In fact, students said the tradition of making posters is as old as the practice of holding student union elections.
There is fixed space for displaying posters — walls of the 13 hostels, the school and library canteens and the K C market, election committee chairperson Sowesh Pattanaik said.
The posters are starkly different from the glamourous and expensive posters of candidates that are plastered all over the city during Delhi University Students Union (DUSU) elections.
In JNU, the posters are portray the campaign issues. Take for instance, the Leftist combine of the Students Federation of India and All India Students'' Federation (SFI-AISF), which is raising issues like saffronisation of education, the highhanded attitude of the United States and the impending attack on Iraq. The group has already prepared a poster highlighting the Godhra incident.

"In-campus employment" for students coming from deprived backgrounds may become an important issue in this election. The theme of the Right-wing Akhil Bharatiya Vidyarthi Parishad''s (ABVP) posters will be terrorism, employment and the alleged inability of the ruling group to fulfil the mandate.

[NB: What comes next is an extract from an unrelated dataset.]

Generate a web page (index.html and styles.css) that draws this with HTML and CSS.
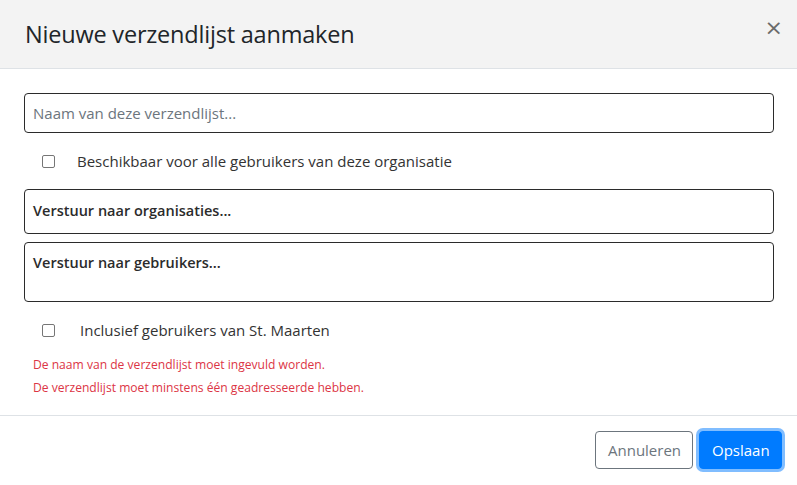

The extreme Left-wing All India Students Association (AISA) plans to highlight the Gujarat genocide, the controversy over the X plan proposal and employment for students in its posters.
Not surprisingly, the artistic students are busy dabbling in colour and putting down ideas on paper. "We hold night-long poster workshops, where everybody is encouraged to give ideas and draw," SFI member Albeena Shakil said.
While the elections end, the memories of some posters lingers on. "There was a poster which showed BJP leaders Murli Manohar Joshi and Advani putting students in a machine that produced party cadre at the other end. It was striking and conveyed the message," said another supporter.
However, oldtimers feel that symbolism is fading out of posters. "Nowadays, student groups confine themselves to depicting the obvious or writing names of candidates," Tanvir Akhtar, JNUSU president in 1991 from the National Students Union of India (NSUI) said.
When he was campaigning, the Babri mosque was demolished in Ayodhya. And there is one poster that has stuck to his memory - of a chopped hand dripping blood, accompanied with a slogan that said violence would destroy everything.